The meeting in Edinburgh was attended by 930 shareholders, including a number of US arbitrageurs who had flown in especially. The arbs are facing huge losses - estimated at up to pounds 1bn - if the merger collapses after betting on the spread between the price of BT and MCI shares.

A succession of angry shareholders attacked the merger as a US "ambush" and a "sting", claiming that BT had become yet another British company to be "suckered" by the Americans. Commenting on the profits warning, which cuts the value of MCI by more than $3bn according to some analysts, one shareholder asked: "Is this an attempt to sting BT or is it management inefficiency on both sides?"

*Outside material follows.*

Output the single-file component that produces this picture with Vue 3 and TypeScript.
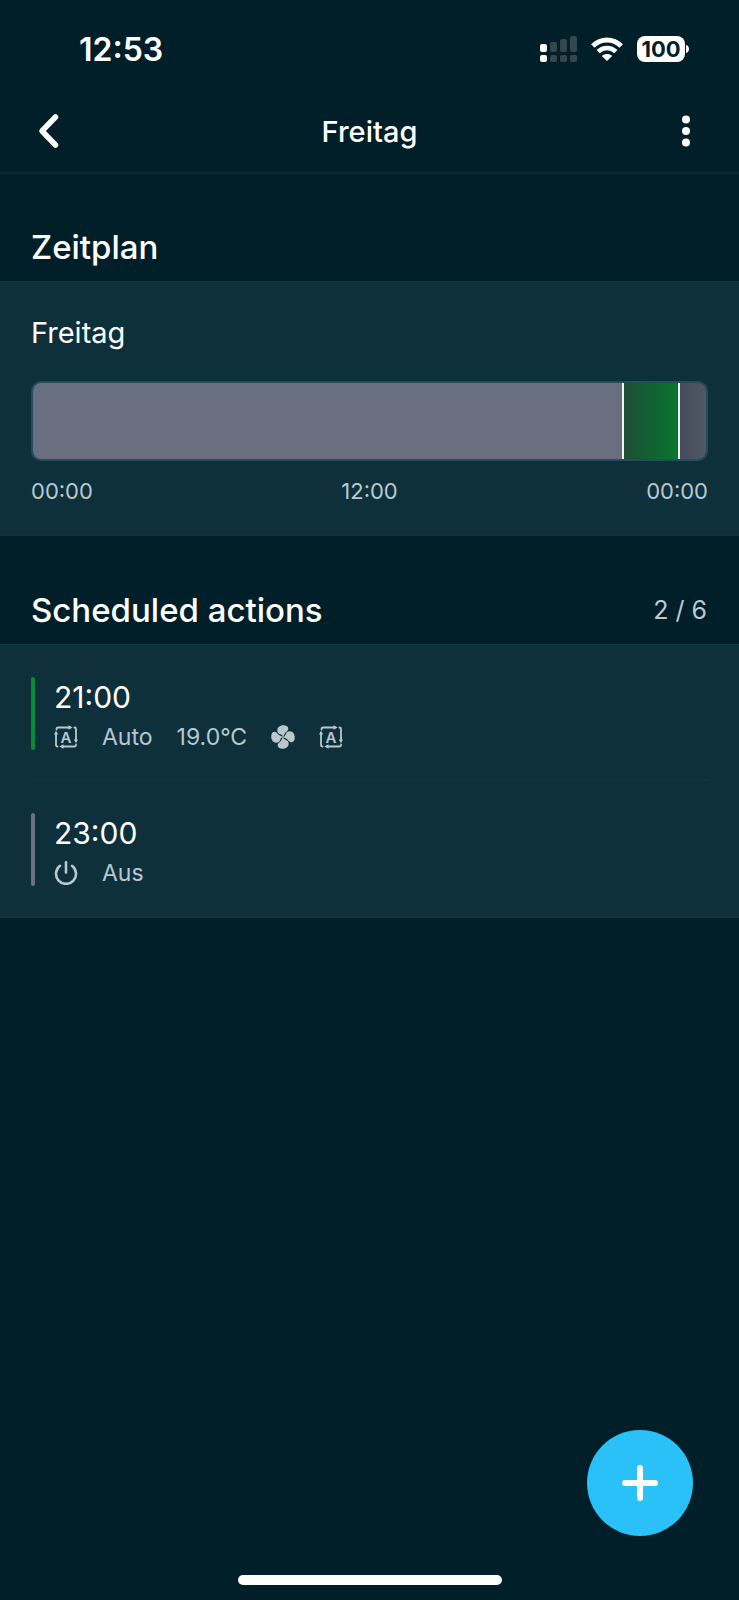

Another shareholder said Sir Iain would be known as the English muffin in Washington because the Americans were going to eat him for breakfast. Sir Iain, who hails from Edinburgh, said he regarded himself more as a "Scottish thistle". Asked repeatedly whether BT would now renegotiate the deal or pull out, Sir Iain stonewalled. Earlier he told shareholders that revising the terms of the deal would be a "second order" question addressed only after the BT/MCI review team had thoroughly examined MCI's plans for the US market. The review will be led for BT by Sir Peter Bonfield and Robert Brace, finance director, and by MCI's chief executive, Gerald Taylor, and its finance director, Douglas Maine, one of the two MCI executives whose jobs were said to be on the line.

One shareholder, Jon Meyer of Midlothian, asked whether Sir Peter should resign for allowing "a British giant to be suckered by the Americans". He contrasted the way Sir Peter had been introduced to last year's annual meeting as the complete businessman with his failure to spot the looming crisis at MCI. But Sir Iain leapt to his chief executive's defence, saying there was no question of resignation.

The meeting also heard an attack by the investor watchdog group, Pirc, on the bonus schemes Sir Peter and other Concert directors will be eligible for should the merger proceed. Stuart Bell, a director of Pirc, urged shareholders to vote against the schemes, which could net Sir Peter a pounds 2m-pounds 3m bonus, saying they were excessive, unnecessary and too heavily weighted in favour of US remuneration practices.

Mr Bell received the backing of a significant minority at the meeting and succeeded in obtaining a poll of all shareholders. There was also a minor revolt against the election of MCI's Mr Roberts and Mr Taylor as directors, although both appointments were approved overwhelmingly on a poll.

California regulators last night approved the merger as being in the public interest.